I can't seem to wrap my head around these two formulas. I don't know whether it's that I don't understand the union and intersection of elements of gamma being put into set A. Or either that I don't understand how the distributive property works in these kind of problems. If anyone could please help it would be greatly appreciated, thanks.

Answer 1

Elements of $\Gamma$ aren’t being put into sets $A$: the sets $A$ in the expressions are elements of $\Gamma$: $\Gamma$ is simply a collection of sets.

It may help to work through the reasoning showing that one of these identities is true, illustrating it with a small example. Let’s take the first one,

$$X\setminus\bigcup_{A\in\Gamma}A=\bigcap_{A\in\Gamma}(X\setminus A)\;.\tag{1}$$

The lefthand side is the set of all members of $X$ that are not in any of the sets in the collection $\Gamma$.

• For instance, if $\Gamma=\{A_1,A_2,A_3\}$, the lefthand side is $X\setminus(A_1\cup A_2\cup A_3)$, the set of all members of $X$ that are not in any of the sets $A_1,A_2$, and $A_3$.

Suppose that $x$ is such a member of $X$, i.e., that $x\in X\setminus\bigcup_{A\in\Gamma}A$; then $x$ is not in any of the members of $\Gamma$, so if $A\in\Gamma$, we know that $x\notin A$. But $x\in X$, so $x\in X\setminus A$. That’s true for every $A\in\Gamma$, so $x$ is in all of the sets $X\setminus A$ and is therefore in their intersection: $$x\in\bigcap_{A\in\Gamma}(X\setminus A)\;.$$

• In terms of the small example above, $x\in X$, but $x\notin A_1$, $x\notin A_2$, and $x\notin A_3$, so $x\in X\setminus A_1$, $x\in X\setminus A_2$, and $x\in X\setminus A_3$. But then $x$ must be in the intersection of these three sets: $x\in\bigcap_{i=1}^3(X\setminus A_i)=\bigcap_{A\in\Gamma}(X\setminus A)$.

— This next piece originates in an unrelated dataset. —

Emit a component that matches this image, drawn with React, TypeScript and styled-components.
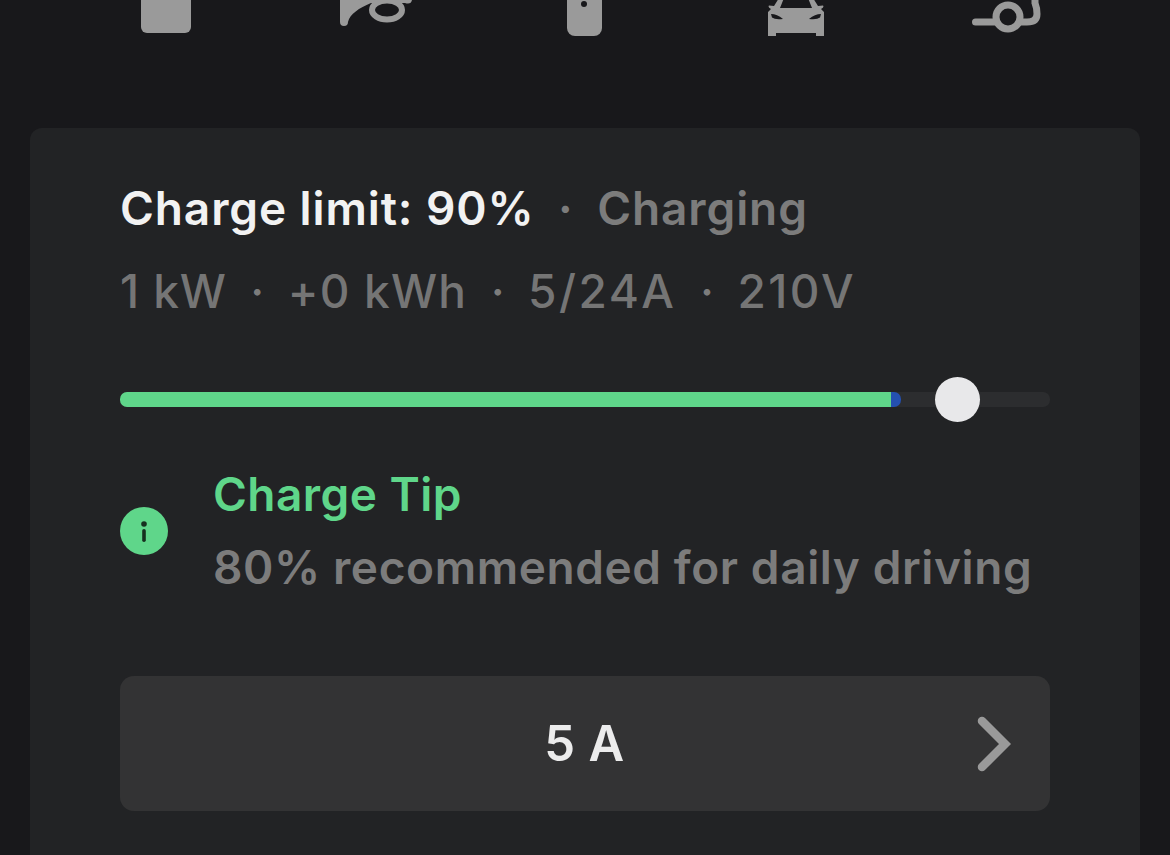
import styled, { createGlobalStyle } from 'styled-components';

const GlobalStyle = createGlobalStyle`
  html, body {
    margin: 0;
    height: 855px;
    overflow: hidden;
    background: #18181b;
    font-family: Inter, 'Noto Sans', sans-serif;
  }
`;

const PLUG_BG = '#18181b';
const ICON = '#9a9a9a';

const TrunkIcon = () => (
  <svg width='80' height='40' viewBox='0 0 80 40'>
    <path fill={ICON} d='M16 -10H66V27a6 6 0 0 1-6 6H22a6 6 0 0 1-6-6Z' />
  </svg>
);

const PlugIcon = () => (
  <svg width='80' height='40' viewBox='0 0 80 40'>
    <path
      fill={ICON}
      d='M5 -4V22a4 4 0 0 0 8 0C15 14 24 8 36 3H70Q76 5 77 0V-4Z'
    />
    <ellipse cx='52' cy='10' rx='15' ry='9.5' fill={PLUG_BG} stroke={ICON} strokeWidth='6' />
  </svg>
);

const PhoneIcon = () => (
  <svg width='80' height='40' viewBox='0 0 80 40'>
    <path fill={ICON} d='M22 -10H57V28a8 8 0 0 1-8 8H30a8 8 0 0 1-8-8Z' />
    <circle cx='39' cy='4' r='3' fill={PLUG_BG} />
  </svg>
);

const CarIcon = () => (
  <svg width='80' height='40' viewBox='0 0 80 40'>
    <path
      fill={ICON}
      d='M24 -2H58L63 6L68 5.500Q69.500 7 66 9L69 12V36H61V33H21V36H13V12L16 9Q12.500 7 14 5.500L19 6Z'
    />
    <path fill={PLUG_BG} d='M29 -2H53L57 8H25Z' />
    <path fill={PLUG_BG} d='M16 14Q22 14 28 19Q20 20 17 17.500ZM66 14Q60 14 54 19Q62 20 65 17.500Z' />
  </svg>
);

const CableIcon = () => (
  <svg width='80' height='40' viewBox='0 0 80 40'>
    <g fill='none' stroke={ICON} strokeWidth='7' strokeLinecap='round'>
      <circle cx='43' cy='17' r='12' />
      <path d='M10.500 22H30' />
      <path d='M56 22H62Q72 22 72 14Q72 8 70 3V-4' />
    </g>
  </svg>
);

const stats = [
  { label: '1 kW', tracking: 0.9 },
  { label: '+0 kWh', tracking: 1.2 },
  { label: '5/24A', tracking: 2.5 },
  { label: '210V', tracking: 2.4 },
];

const App = () => (
  <Page>
    <GlobalStyle />
    <IconRow>
      <IconCell><TrunkIcon /></IconCell>
      <IconCell><PlugIcon /></IconCell>
      <IconCell><PhoneIcon /></IconCell>
      <IconCell><CarIcon /></IconCell>
      <IconCell><CableIcon /></IconCell>
    </IconRow>
    <Card>
      <Heading>
        <strong>Charge limit: 90%</strong>
        <Dot>·</Dot>
        <span>Charging</span>
      </Heading>
      <Stats>
        {stats.map((s, i) => (
          <StatItem key={s.label}>
            {i > 0 && <Dot>·</Dot>}
            <StatValue $tracking={s.tracking}>{s.label}</StatValue>
          </StatItem>
        ))}
      </Stats>
      <Slider>
        <Fill $width={771} />
        <Added $width={10} />
        <Thumb $left={838} />
      </Slider>
      <Tip>
        <TipBadge>
          <svg width='48' height='48' viewBox='0 0 48 48'>
            <circle cx='24' cy='24' r='24' fill='#5fd68a' />
            <circle cx='24' cy='17' r='2.800' fill='#16301f' />
            <rect x='22.200' y='22' width='3.600' height='13' rx='1.800' fill='#16301f' />
          </svg>
        </TipBadge>
        <TipText>
          <TipTitle>Charge Tip</TipTitle>
          <TipBody>80% recommended for daily driving</TipBody>
        </TipText>
      </Tip>
      <AmpButton>
        5 A
        <Chevron width='36' height='58' viewBox='0 0 36 58'>
          <path d='M6 6L29 29L6 52' fill='none' stroke='#9a9a9a' strokeWidth='8.500' strokeLinecap='round' strokeLinejoin='miter' />
        </Chevron>
      </AmpButton>
    </Card>
  </Page>
);

const Page = styled.div`
  height: 855px;
  padding: 0 30px;
  overflow: hidden;
  box-sizing: border-box;
`;

const IconRow = styled.div`
  display: flex;
  justify-content: center;
  height: 128px;
`;

const IconCell = styled.div`
  width: 210px;
  height: 40px;
  display: flex;
  justify-content: center;
`;

const Card = styled.div`
  background: #222325;
  border-radius: 12px;
  padding: 49px 90px 60px;
  height: 800px;
  box-sizing: border-box;
`;

const Heading = styled.div`
  display: flex;
  align-items: center;
  height: 62px;
  font-size: 46px;
  font-weight: 600;
  letter-spacing: 0.9px;
  color: #7c7c7c;
  white-space: nowrap;

  & strong {
    font-weight: 600;
    color: #f2f2f2;
  }
`;

const Dot = styled.span`
  margin: 0 23.5px;
  color: #7c7c7c;
`;

const Stats = styled.div`
  display: flex;
  margin-top: 21px;
  height: 62px;
  align-items: center;
  font-size: 46px;
  font-weight: 500;
  color: #757575;
  white-space: nowrap;
`;

const StatItem = styled.span`
  display: flex;
  align-items: center;
`;

const StatValue = styled.span<{ $tracking: number }>`
  letter-spacing: ${p => p.$tracking}px;
`;

const Slider = styled.div`
  position: relative;
  display: flex;
  margin-top: 70px;
  height: 15px;
  border-radius: 7px;
  background: #2c2d2f;
`;

const Fill = styled.div<{ $width: number }>`
  width: ${p => p.$width}px;
  background: #5fd68a;
  border-radius: 7px 0 0 7px;
`;

const Added = styled.div<{ $width: number }>`
  width: ${p => p.$width}px;
  background: #2450b0;
  border-radius: 0 7px 7px 0;
`;

const Thumb = styled.div<{ $left: number }>`
  position: absolute;
  left: ${p => p.$left - 23}px;
  top: -15px;
  width: 45px;
  height: 45px;
  border-radius: 50%;
  background: #e8e8ea;
`;

const Tip = styled.div`
  display: flex;
  align-items: center;
  margin-top: 56px;
  gap: 45px;
`;

const TipBadge = styled.div`
  width: 48px;
  height: 48px;
  flex: none;
`;

const TipText = styled.div`
  display: flex;
  flex-direction: column;
  gap: 12px;
`;

const TipTitle = styled.div`
  font-size: 46px;
  font-weight: 600;
  line-height: 62px;
  letter-spacing: 0.45px;
  color: #5fd68a;
`;

const TipBody = styled.div`
  font-size: 46px;
  font-weight: 600;
  line-height: 62px;
  letter-spacing: 0.6px;
  color: #7c7c7c;
  white-space: nowrap;
  margin-top: -1px;
`;

const AmpButton = styled.div`
  position: relative;
  display: flex;
  align-items: center;
  justify-content: center;
  margin-top: 78px;
  height: 135px;
  border-radius: 14px;
  background: #333334;
  font-size: 49px;
  font-weight: 600;
  letter-spacing: 1.5px;
  word-spacing: -2px;
  color: #ececec;
`;

const Chevron = styled.svg`
  position: absolute;
  right: 38px;
  top: 39px;
`;

export default App;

This shows that in general

$$X\setminus\bigcup_{A\in\Gamma}A\subseteq\bigcap_{A\in\Gamma}(X\setminus A)\;.$$

Now suppose that $x\in\bigcap_{A\in\Gamma}(X\setminus A)$. This just says that for every set $A$ in the collection $\Gamma$, $x\in X\setminus A$: that is, $x$ is in $X$ but not in $A$. This clearly implies that $x\in X$. It also implies that $x$ is not in the union of all of the sets $A$ in the collection $\Gamma$, since it’s not in any of those sets. That is, $x\in X$, but $x\notin\bigcup_{A\in\Gamma}A$, so $x\in X\setminus\bigcup_{A\in\Gamma}A$.

• Again in terms of the small example, $x$ is in each of the sets $X\setminus A_1$, $X\setminus A_2$, and $X\setminus A_3$, so $x\in X$, but $x\notin A_1$, $x\notin A_2$, and $x\notin A_3$. Thus, $x\in X$, but $x\notin A_1\cup A_2\cup A_3=\bigcup_{A\in\Gamma}A$, so $x\in X\setminus\bigcup_{A\in\Gamma}A$.

This shows that in general

$$\bigcap_{A\in\Gamma}(X\setminus A)\subseteq X\setminus\bigcup_{A\in\Gamma}A\;,$$

which completes the proof of $(1)$.

You might find it helpful to draw a Venn diagram for the small example that I used.